#### Collection entries
┄┄┄┄┄┄┄┄┄┄┄┄┄┄┄┄┄┄┄┄

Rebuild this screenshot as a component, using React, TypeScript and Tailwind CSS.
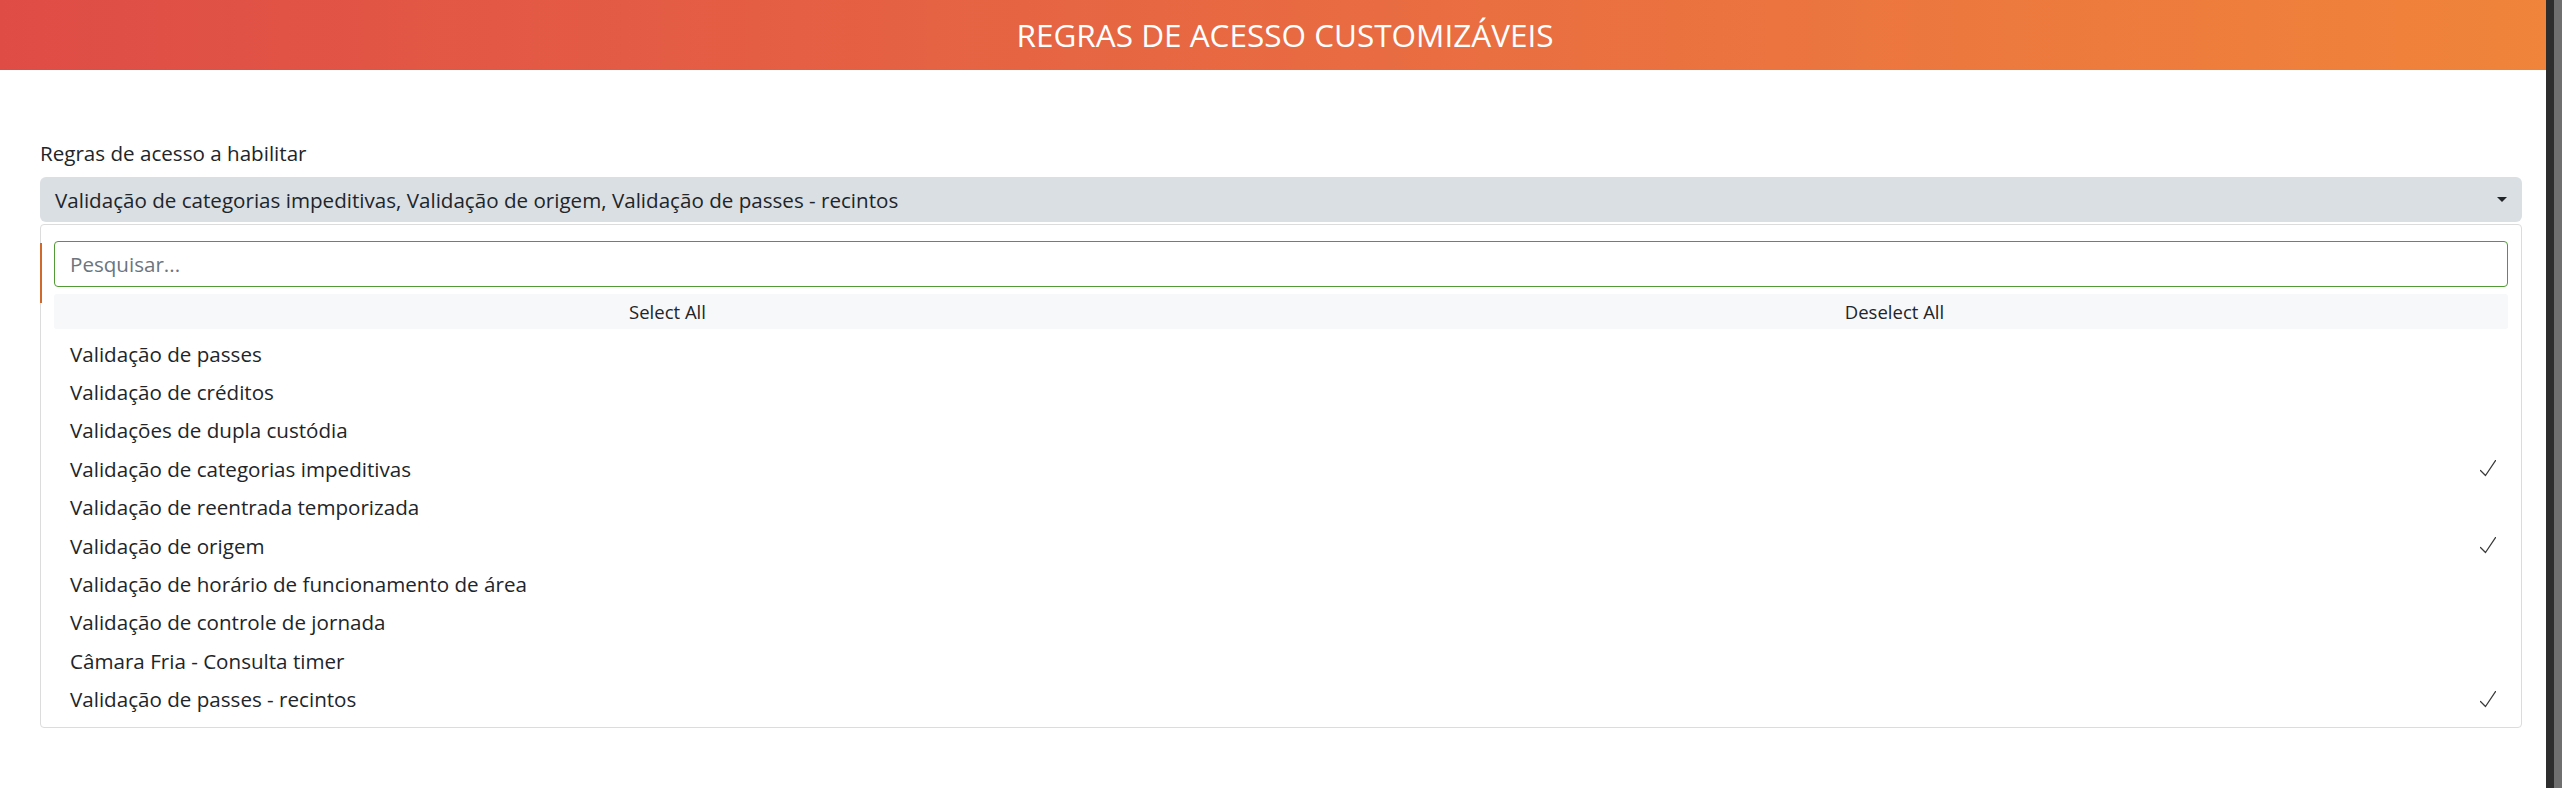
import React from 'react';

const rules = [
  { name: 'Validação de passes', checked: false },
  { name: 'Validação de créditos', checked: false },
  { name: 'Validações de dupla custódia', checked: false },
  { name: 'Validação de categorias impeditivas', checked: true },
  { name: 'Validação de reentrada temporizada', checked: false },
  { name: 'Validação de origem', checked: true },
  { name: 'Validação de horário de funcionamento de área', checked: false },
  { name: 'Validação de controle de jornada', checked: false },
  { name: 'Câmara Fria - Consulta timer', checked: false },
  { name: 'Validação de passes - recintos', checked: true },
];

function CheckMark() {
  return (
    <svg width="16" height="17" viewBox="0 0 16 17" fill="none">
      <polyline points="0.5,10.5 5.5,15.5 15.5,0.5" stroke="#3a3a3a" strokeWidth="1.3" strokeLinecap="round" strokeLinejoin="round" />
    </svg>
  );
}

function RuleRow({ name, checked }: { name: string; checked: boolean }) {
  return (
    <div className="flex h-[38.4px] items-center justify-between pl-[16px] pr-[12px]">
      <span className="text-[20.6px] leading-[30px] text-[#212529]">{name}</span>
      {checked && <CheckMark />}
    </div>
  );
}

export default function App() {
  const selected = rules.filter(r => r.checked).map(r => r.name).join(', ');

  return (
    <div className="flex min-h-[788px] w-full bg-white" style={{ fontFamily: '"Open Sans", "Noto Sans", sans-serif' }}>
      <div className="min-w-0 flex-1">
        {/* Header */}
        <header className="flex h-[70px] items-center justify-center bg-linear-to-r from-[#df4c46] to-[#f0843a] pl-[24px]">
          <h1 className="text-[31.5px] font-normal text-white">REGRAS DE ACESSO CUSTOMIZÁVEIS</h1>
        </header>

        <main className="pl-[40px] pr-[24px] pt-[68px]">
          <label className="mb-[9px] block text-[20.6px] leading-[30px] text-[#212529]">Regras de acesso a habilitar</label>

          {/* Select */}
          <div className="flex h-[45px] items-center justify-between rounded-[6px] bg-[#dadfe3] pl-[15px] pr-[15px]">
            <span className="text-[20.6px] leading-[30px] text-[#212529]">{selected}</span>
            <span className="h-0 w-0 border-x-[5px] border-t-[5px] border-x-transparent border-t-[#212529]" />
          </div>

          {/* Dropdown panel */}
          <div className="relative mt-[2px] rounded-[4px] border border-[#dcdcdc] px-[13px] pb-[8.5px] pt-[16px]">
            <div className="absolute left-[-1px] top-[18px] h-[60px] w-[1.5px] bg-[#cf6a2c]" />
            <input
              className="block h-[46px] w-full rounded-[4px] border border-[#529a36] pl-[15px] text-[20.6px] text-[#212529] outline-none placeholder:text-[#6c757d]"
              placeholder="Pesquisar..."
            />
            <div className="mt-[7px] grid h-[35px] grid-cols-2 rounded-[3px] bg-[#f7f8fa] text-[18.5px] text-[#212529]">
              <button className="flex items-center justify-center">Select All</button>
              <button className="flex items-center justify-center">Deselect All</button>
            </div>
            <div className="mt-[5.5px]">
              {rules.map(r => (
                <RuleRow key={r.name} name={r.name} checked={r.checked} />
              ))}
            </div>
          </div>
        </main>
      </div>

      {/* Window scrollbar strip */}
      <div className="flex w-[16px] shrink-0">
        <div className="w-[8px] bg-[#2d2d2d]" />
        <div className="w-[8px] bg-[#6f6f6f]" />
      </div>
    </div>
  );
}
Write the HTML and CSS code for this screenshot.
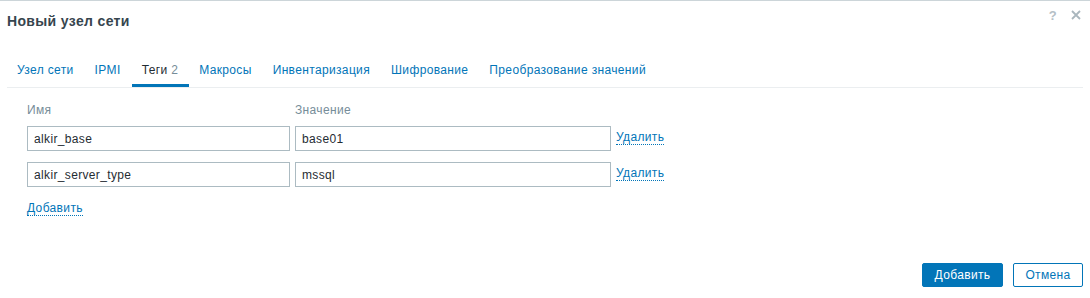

┄┄┄┄┄┄┄┄┄┄┄┄┄┄┄┄┄┄┄┄

Leave the pictures out and reproduce all of the records exactly.

#### Solution below
Rebuild this screenshot as a component, using React, TypeScript and Tailwind CSS.
import React from 'react';

const rules = [
  { name: 'Validação de passes', checked: false },
  { name: 'Validação de créditos', checked: false },
  { name: 'Validações de dupla custódia', checked: false },
  { name: 'Validação de categorias impeditivas', checked: true },
  { name: 'Validação de reentrada temporizada', checked: false },
  { name: 'Validação de origem', checked: true },
  { name: 'Validação de horário de funcionamento de área', checked: false },
  { name: 'Validação de controle de jornada', checked: false },
  { name: 'Câmara Fria - Consulta timer', checked: false },
  { name: 'Validação de passes - recintos', checked: true },
];

function CheckMark() {
  return (
    <svg width="16" height="17" viewBox="0 0 16 17" fill="none">
      <polyline points="0.5,10.5 5.5,15.5 15.5,0.5" stroke="#3a3a3a" strokeWidth="1.3" strokeLinecap="round" strokeLinejoin="round" />
    </svg>
  );
}

function RuleRow({ name, checked }: { name: string; checked: boolean }) {
  return (
    <div className="flex h-[38.4px] items-center justify-between pl-[16px] pr-[12px]">
      <span className="text-[20.6px] leading-[30px] text-[#212529]">{name}</span>
      {checked && <CheckMark />}
    </div>
  );
}

export default function App() {
  const selected = rules.filter(r => r.checked).map(r => r.name).join(', ');

  return (
    <div className="flex min-h-[788px] w-full bg-white" style={{ fontFamily: '"Open Sans", "Noto Sans", sans-serif' }}>
      <div className="min-w-0 flex-1">
        {/* Header */}
        <header className="flex h-[70px] items-center justify-center bg-linear-to-r from-[#df4c46] to-[#f0843a] pl-[24px]">
          <h1 className="text-[31.5px] font-normal text-white">REGRAS DE ACESSO CUSTOMIZÁVEIS</h1>
        </header>

        <main className="pl-[40px] pr-[24px] pt-[68px]">
          <label className="mb-[9px] block text-[20.6px] leading-[30px] text-[#212529]">Regras de acesso a habilitar</label>

          {/* Select */}
          <div className="flex h-[45px] items-center justify-between rounded-[6px] bg-[#dadfe3] pl-[15px] pr-[15px]">
            <span className="text-[20.6px] leading-[30px] text-[#212529]">{selected}</span>
            <span className="h-0 w-0 border-x-[5px] border-t-[5px] border-x-transparent border-t-[#212529]" />
          </div>

          {/* Dropdown panel */}
          <div className="relative mt-[2px] rounded-[4px] border border-[#dcdcdc] px-[13px] pb-[8.5px] pt-[16px]">
            <div className="absolute left-[-1px] top-[18px] h-[60px] w-[1.5px] bg-[#cf6a2c]" />
            <input
              className="block h-[46px] w-full rounded-[4px] border border-[#529a36] pl-[15px] text-[20.6px] text-[#212529] outline-none placeholder:text-[#6c757d]"
              placeholder="Pesquisar..."
            />
            <div className="mt-[7px] grid h-[35px] grid-cols-2 rounded-[3px] bg-[#f7f8fa] text-[18.5px] text-[#212529]">
              <button className="flex items-center justify-center">Select All</button>
              <button className="flex items-center justify-center">Deselect All</button>
            </div>
            <div className="mt-[5.5px]">
              {rules.map(r => (
                <RuleRow key={r.name} name={r.name} checked={r.checked} />
              ))}
            </div>
          </div>
        </main>
      </div>

      {/* Window scrollbar strip */}
      <div className="flex w-[16px] shrink-0">
        <div className="w-[8px] bg-[#2d2d2d]" />
        <div className="w-[8px] bg-[#6f6f6f]" />
      </div>
    </div>
  );
}
Write the HTML and CSS code for this screenshot.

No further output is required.